• Exercise prompt: Write out the data below exactly as given, without any of its pictures.

• Dataset section:
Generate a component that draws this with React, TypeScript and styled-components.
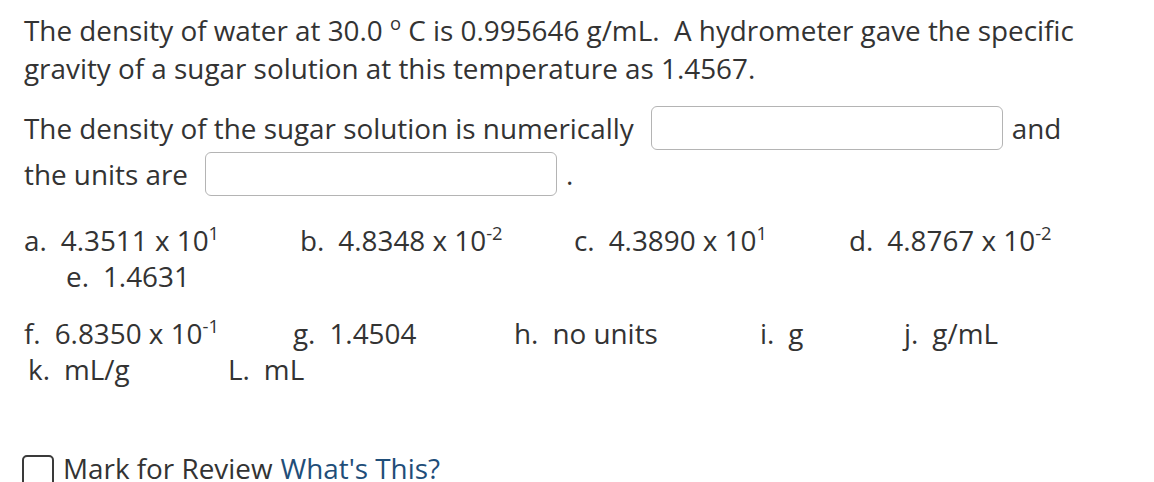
import { type FunctionComponent, type ReactNode } from 'react'
import styled, { createGlobalStyle } from 'styled-components'

const GlobalStyle = createGlobalStyle`
  html, body {
    margin: 0;
    padding: 0;
    background: #ffffff;
  }
  body {
    font-family: 'Open Sans', 'Noto Sans', sans-serif;
    color: #333333;
  }
`

const Page = styled.main`
  padding: 11px 24px 0 24px;
  font-size: 27.85px;
  height: 482px;
  overflow: hidden;
  box-sizing: border-box;
`

const Question = styled.p`
  margin: 0 0 18px 0;
  line-height: 38px;
`

const AnswerLine = styled.div`
  display: flex;
  align-items: center;
  height: 46px;
  white-space: nowrap;
`

const Blank = styled.input`
  box-sizing: border-box;
  width: 352px;
  height: 44px;
  margin: 0 9px 0 17px;
  border: 1.5px solid #b4b4b4;
  border-radius: 6px;
  background: #ffffff;
  font: inherit;
  padding: 0 8px;
`

const Choices = styled.div`
  margin-top: 25px;
`

const ChoiceLine = styled.div<{ $gapAfter?: number, $indent?: number }>`
  display: flex;
  height: 36px;
  line-height: 36px;
  padding-left: ${p => p.$indent ?? 0}px;
  margin-bottom: ${p => p.$gapAfter ?? 0}px;
  white-space: nowrap;
`

const Choice = styled.div<{ $width?: number }>`
  flex: 0 0 ${p => (p.$width != null ? `${p.$width}px` : 'auto')};
  display: flex;
  gap: 14px;
`

const Sup = styled.sup`
  font-size: 0.66em;
  line-height: 0;
  vertical-align: 0.6em;
`

const ReviewRow = styled.div`
  display: flex;
  align-items: flex-start;
  margin-top: 62px;
  line-height: 38px;
`

const ReviewBox = styled.span`
  box-sizing: border-box;
  width: 32px;
  height: 32px;
  margin: 6px 9px 0 -2px;
  border: 2px solid #3a3a3a;
  border-radius: 5px;
  flex: 0 0 auto;
`

const Link = styled.a`
  color: #1f4e79;
  text-decoration: none;
  margin-left: 8px;
`

interface ChoiceItemProps { label: string, width?: number, children: ReactNode }

const ChoiceItem: FunctionComponent<ChoiceItemProps> = ({ label, width, children }) => (
  <Choice $width={width}>
    <span>{label}</span>
    <span>{children}</span>
  </Choice>
)

export default function App (): ReactNode {
  return (
    <>
      <GlobalStyle />
      <Page>
        <Question>
          The density of water at 30.0 <Sup>o</Sup> C is 0.995646 g/mL.&nbsp; A hydrometer gave the specific
          <br />
          gravity of a sugar solution at this temperature as 1.4567.
        </Question>
        <AnswerLine>
          <span>The density of the sugar solution is numerically</span>
          <Blank type='text' aria-label='density value' />
          <span>and</span>
        </AnswerLine>
        <AnswerLine>
          <span>the units are</span>
          <Blank type='text' aria-label='density units' />
          <span>.</span>
        </AnswerLine>
        <Choices>
          <ChoiceLine>
            <ChoiceItem label='a.' width={276}>4.3511 x 10<Sup>1</Sup></ChoiceItem>
            <ChoiceItem label='b.' width={274}>4.8348 x 10<Sup>-2</Sup></ChoiceItem>
            <ChoiceItem label='c.' width={275}>4.3890 x 10<Sup>1</Sup></ChoiceItem>
            <ChoiceItem label='d.'>4.8767 x 10<Sup>-2</Sup></ChoiceItem>
          </ChoiceLine>
          <ChoiceLine $indent={42} $gapAfter={21}>
            <ChoiceItem label='e.'>1.4631</ChoiceItem>
          </ChoiceLine>
          <ChoiceLine>
            <ChoiceItem label='f.' width={269}>6.8350 x 10<Sup>-1</Sup></ChoiceItem>
            <ChoiceItem label='g.' width={221}>1.4504</ChoiceItem>
            <ChoiceItem label='h.' width={246}>no units</ChoiceItem>
            <ChoiceItem label='i.' width={144}>g</ChoiceItem>
            <ChoiceItem label='j.'>g/mL</ChoiceItem>
          </ChoiceLine>
          <ChoiceLine $indent={4}>
            <ChoiceItem label='k.' width={200}>mL/g</ChoiceItem>
            <ChoiceItem label='L.'>mL</ChoiceItem>
          </ChoiceLine>
        </Choices>
        <ReviewRow>
          <ReviewBox />
          <span>Mark for Review</span>
          <Link href='#'>What's This?</Link>
        </ReviewRow>
      </Page>
    </>
  )
}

• Written reply:
Generate a component that draws this with React, TypeScript and styled-components.
import { type FunctionComponent, type ReactNode } from 'react'
import styled, { createGlobalStyle } from 'styled-components'

const GlobalStyle = createGlobalStyle`
  html, body {
    margin: 0;
    padding: 0;
    background: #ffffff;
  }
  body {
    font-family: 'Open Sans', 'Noto Sans', sans-serif;
    color: #333333;
  }
`

const Page = styled.main`
  padding: 11px 24px 0 24px;
  font-size: 27.85px;
  height: 482px;
  overflow: hidden;
  box-sizing: border-box;
`

const Question = styled.p`
  margin: 0 0 18px 0;
  line-height: 38px;
`

const AnswerLine = styled.div`
  display: flex;
  align-items: center;
  height: 46px;
  white-space: nowrap;
`

const Blank = styled.input`
  box-sizing: border-box;
  width: 352px;
  height: 44px;
  margin: 0 9px 0 17px;
  border: 1.5px solid #b4b4b4;
  border-radius: 6px;
  background: #ffffff;
  font: inherit;
  padding: 0 8px;
`

const Choices = styled.div`
  margin-top: 25px;
`

const ChoiceLine = styled.div<{ $gapAfter?: number, $indent?: number }>`
  display: flex;
  height: 36px;
  line-height: 36px;
  padding-left: ${p => p.$indent ?? 0}px;
  margin-bottom: ${p => p.$gapAfter ?? 0}px;
  white-space: nowrap;
`

const Choice = styled.div<{ $width?: number }>`
  flex: 0 0 ${p => (p.$width != null ? `${p.$width}px` : 'auto')};
  display: flex;
  gap: 14px;
`

const Sup = styled.sup`
  font-size: 0.66em;
  line-height: 0;
  vertical-align: 0.6em;
`

const ReviewRow = styled.div`
  display: flex;
  align-items: flex-start;
  margin-top: 62px;
  line-height: 38px;
`

const ReviewBox = styled.span`
  box-sizing: border-box;
  width: 32px;
  height: 32px;
  margin: 6px 9px 0 -2px;
  border: 2px solid #3a3a3a;
  border-radius: 5px;
  flex: 0 0 auto;
`

const Link = styled.a`
  color: #1f4e79;
  text-decoration: none;
  margin-left: 8px;
`

interface ChoiceItemProps { label: string, width?: number, children: ReactNode }

const ChoiceItem: FunctionComponent<ChoiceItemProps> = ({ label, width, children }) => (
  <Choice $width={width}>
    <span>{label}</span>
    <span>{children}</span>
  </Choice>
)

export default function App (): ReactNode {
  return (
    <>
      <GlobalStyle />
      <Page>
        <Question>
          The density of water at 30.0 <Sup>o</Sup> C is 0.995646 g/mL.&nbsp; A hydrometer gave the specific
          <br />
          gravity of a sugar solution at this temperature as 1.4567.
        </Question>
        <AnswerLine>
          <span>The density of the sugar solution is numerically</span>
          <Blank type='text' aria-label='density value' />
          <span>and</span>
        </AnswerLine>
        <AnswerLine>
          <span>the units are</span>
          <Blank type='text' aria-label='density units' />
          <span>.</span>
        </AnswerLine>
        <Choices>
          <ChoiceLine>
            <ChoiceItem label='a.' width={276}>4.3511 x 10<Sup>1</Sup></ChoiceItem>
            <ChoiceItem label='b.' width={274}>4.8348 x 10<Sup>-2</Sup></ChoiceItem>
            <ChoiceItem label='c.' width={275}>4.3890 x 10<Sup>1</Sup></ChoiceItem>
            <ChoiceItem label='d.'>4.8767 x 10<Sup>-2</Sup></ChoiceItem>
          </ChoiceLine>
          <ChoiceLine $indent={42} $gapAfter={21}>
            <ChoiceItem label='e.'>1.4631</ChoiceItem>
          </ChoiceLine>
          <ChoiceLine>
            <ChoiceItem label='f.' width={269}>6.8350 x 10<Sup>-1</Sup></ChoiceItem>
            <ChoiceItem label='g.' width={221}>1.4504</ChoiceItem>
            <ChoiceItem label='h.' width={246}>no units</ChoiceItem>
            <ChoiceItem label='i.' width={144}>g</ChoiceItem>
            <ChoiceItem label='j.'>g/mL</ChoiceItem>
          </ChoiceLine>
          <ChoiceLine $indent={4}>
            <ChoiceItem label='k.' width={200}>mL/g</ChoiceItem>
            <ChoiceItem label='L.'>mL</ChoiceItem>
          </ChoiceLine>
        </Choices>
        <ReviewRow>
          <ReviewBox />
          <span>Mark for Review</span>
          <Link href='#'>What's This?</Link>
        </ReviewRow>
      </Page>
    </>
  )
}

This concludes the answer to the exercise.